提案された打開策は多岐にわたり、深刻な人手不足を解消するためのお好み焼き店専門の人材マッチングアプリの開発 や、お好み焼き店の魅力をアピールする専用アプリの制作、さらにはVTuberフェスの開催 など、若者らしい新鮮なアイデアが発表されました。
インバウンド観光客へのきめ細やかな対応
増加する外国人観光客(インバウンド)への対応も重要なテーマとなりました。

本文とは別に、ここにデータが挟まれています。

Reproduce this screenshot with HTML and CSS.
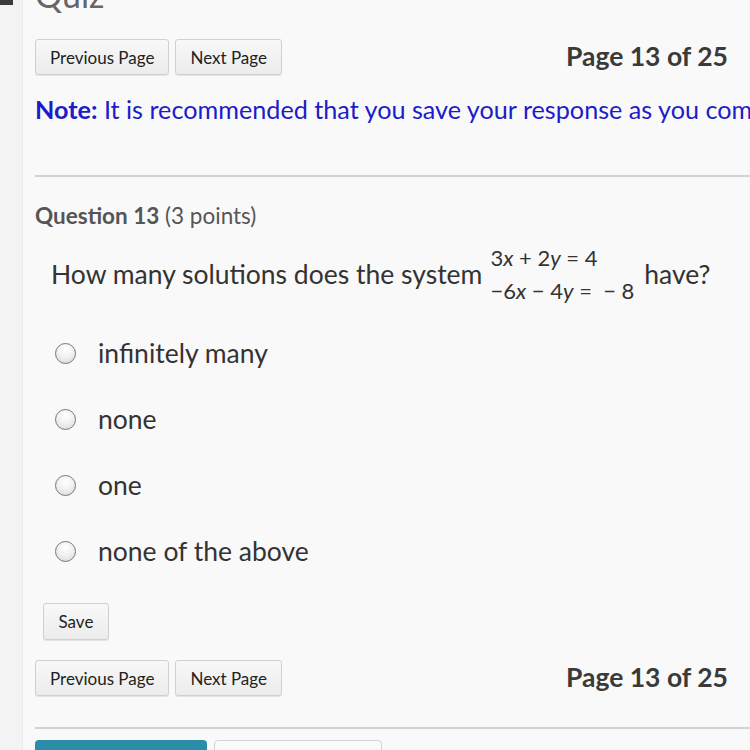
FILE: index.html
```html
<!DOCTYPE html>
<html>
<head>
<meta charset="utf-8">
<link rel="stylesheet" href="styles.css">
</head>
<body>
<div class="layout">
  <aside class="rail"><div class="rail-mark"></div></aside>
  <main class="content">
    <h1 class="title">Quiz</h1>
    <div class="nav-row">
      <div class="btns">
        <button class="btn">Previous Page</button>
        <button class="btn">Next Page</button>
      </div>
      <div class="page-count">Page 13 of 25</div>
    </div>
    <p class="note"><strong>Note:</strong> It is recommended that you save your response as you complete each question.</p>
    <hr class="rule rule-top">
    <h2 class="q-head"><strong>Question 13</strong> (3 points)</h2>
    <div class="q-text">
      <span>How many solutions does the system</span>
      <span class="system">
        <span class="eq">3<i>x</i> + 2<i>y</i> = 4</span>
        <span class="eq">−6<i>x</i> − 4<i>y</i> = &nbsp;− 8</span>
      </span>
      <span>have?</span>
    </div>
    <ul class="options">
      <li class="option"><span class="radio"></span><span>infinitely many</span></li>
      <li class="option"><span class="radio"></span><span>none</span></li>
      <li class="option"><span class="radio"></span><span>one</span></li>
      <li class="option"><span class="radio"></span><span>none of the above</span></li>
    </ul>
    <button class="btn btn-save">Save</button>
    <div class="nav-row nav-bottom">
      <div class="btns">
        <button class="btn">Previous Page</button>
        <button class="btn">Next Page</button>
      </div>
      <div class="page-count">Page 13 of 25</div>
    </div>
    <hr class="rule rule-bottom">
    <div class="footer-btns">
      <span class="fbtn fbtn-primary"></span>
      <span class="fbtn fbtn-plain"></span>
    </div>
  </main>
</div>
</body>
</html>
```
FILE: styles.css
```css
html, body {
  margin: 0;
  padding: 0;
  height: 750px;
  overflow: hidden;
}
body {
  background: #f9f9f9;
  font-family: Lato, "Open Sans", sans-serif;
  color: #333;
}
.layout {
  display: flex;
  min-height: 750px;
}
.rail {
  width: 22px;
  flex: none;
  background: #f3f3f3;
  border-right: 1px solid #ececec;
}
.rail-mark {
  width: 13px;
  height: 5px;
  background: #3a3a3a;
}
.content {
  flex: 1;
  padding-left: 12px;
  min-width: 0;
}
.title {
  margin: -22px 0 0;
  font-size: 34px;
  line-height: 34px;
  font-weight: 400;
  color: #666;
}
.nav-row {
  display: flex;
  align-items: center;
  justify-content: space-between;
  width: 693px;
  margin-top: 27px;
}
.btns {
  display: flex;
  gap: 6px;
}
.btn {
  font-family: Lato, sans-serif;
  font-size: 17px;
  color: #222;
  height: 36px;
  padding: 0 14px;
  border: 1px solid #d0d0d0;
  border-radius: 3px;
  background: linear-gradient(#f8f8f8, #ececec);
  box-shadow: 0 1px 0 #e4e4e4;
}
.page-count {
  font-size: 26.5px;
  font-weight: 700;
  color: #3a3a3a;
  margin-top: -2px;
}
.note {
  margin: 17px 0 0;
  font-size: 25.2px;
  line-height: 34px;
  color: #1c1cc8;
  white-space: nowrap;
}
.note strong {
  font-weight: 700;
}
.rule {
  border: 0;
  border-top: 2px solid #d2d2d2;
  margin: 0;
  width: 760px;
}
.rule-top {
  margin-top: 49px;
}
.q-head {
  margin: 26px 0 0;
  font-size: 22.5px;
  line-height: 26px;
  font-weight: 400;
  color: #555;
}
.q-head strong {
  font-weight: 700;
}
.q-text {
  display: flex;
  align-items: center;
  gap: 8px;
  margin: 11px 0 0 16px;
  font-size: 26.5px;
  color: #333;
}
.system {
  display: flex;
  flex-direction: column;
  font-size: 22px;
  line-height: 33px;
  padding-top: 1px;
  color: #333;
  margin-right: 2px;
}
.system i {
  font-style: italic;
}
.eq {
  white-space: pre;
}
.options {
  list-style: none;
  margin: 13px 0 0;
  padding: 0 0 0 20px;
}
.option {
  display: flex;
  align-items: center;
  height: 66px;
  font-size: 26.5px;
  color: #333;
}
.radio {
  width: 19px;
  height: 19px;
  border: 1.5px solid #767676;
  border-radius: 50%;
  background: radial-gradient(circle at 50% 30%, #ffffff 0%, #f2f2f2 45%, #d6d6d6 100%);
  margin-right: 22px;
  flex: none;
}
.btn-save {
  display: block;
  margin: 19px 0 0 8px;
  height: 37px;
  padding: 0 14.5px;
}
.nav-bottom {
  margin-top: 20px;
}
.rule-bottom {
  margin-top: 31px;
}
.footer-btns {
  display: flex;
  gap: 7px;
  margin-top: 11px;
}
.fbtn {
  display: block;
  width: 172px;
  height: 30px;
  border-radius: 4px;
}
.fbtn-primary {
  background: #2b8ca8;
}
.fbtn-plain {
  width: 166px;
  background: #fafafa;
  border: 1px solid #d4d4d4;
}
```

学生からは、インバウンド客の食体験における課題(例えば、鉄板で焼かれる匂いやソースの成分確認など)が指摘されました。
中国人留学生のチームは、中国の食文化に合わせて、ラー油や黒酢、花椒パウダーなどのトッピングを追加すること、そしてメニューに「中国人におススメ」「中国人に大人気」といった目を引く工夫を加えることを提案しました。
オタフクソースの担当者は、これらのアイデアが詳細まで踏み込んでおり、実現可能な仕組みになっていると高く評価しました。
私の見解
広島経済大学の細井ゼミナールとオタフクソースの共同研究会は、地域産業の課題に対し「学生目線」を積極的に活用した先進的な取り組みです。お好み焼き業界は物価高や人手不足、インバウンド対応という複合的な課題に直面していますが、学生たちの提案は単なる理論ではなく、実務的な解決策に踏み込んでいる点が評価できます。

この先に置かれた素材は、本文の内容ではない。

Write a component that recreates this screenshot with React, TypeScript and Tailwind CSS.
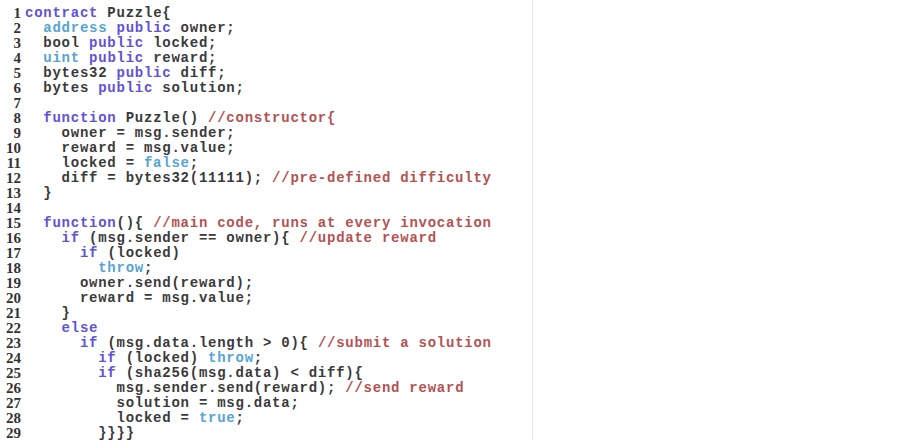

人材不足に対する専門アプリや、インバウンド客に向けたメニューのカスタマイズ、VTuberフェスといった若者目線の施策は、既存の店舗運営に新たな付加価値をもたらす可能性があります。また、特定ターゲット(中国人観光客)への具体的な対応策は、地域経済と観光の活性化に直結する実践的提案です。地域密着型の産学連携の成功例として注目できます。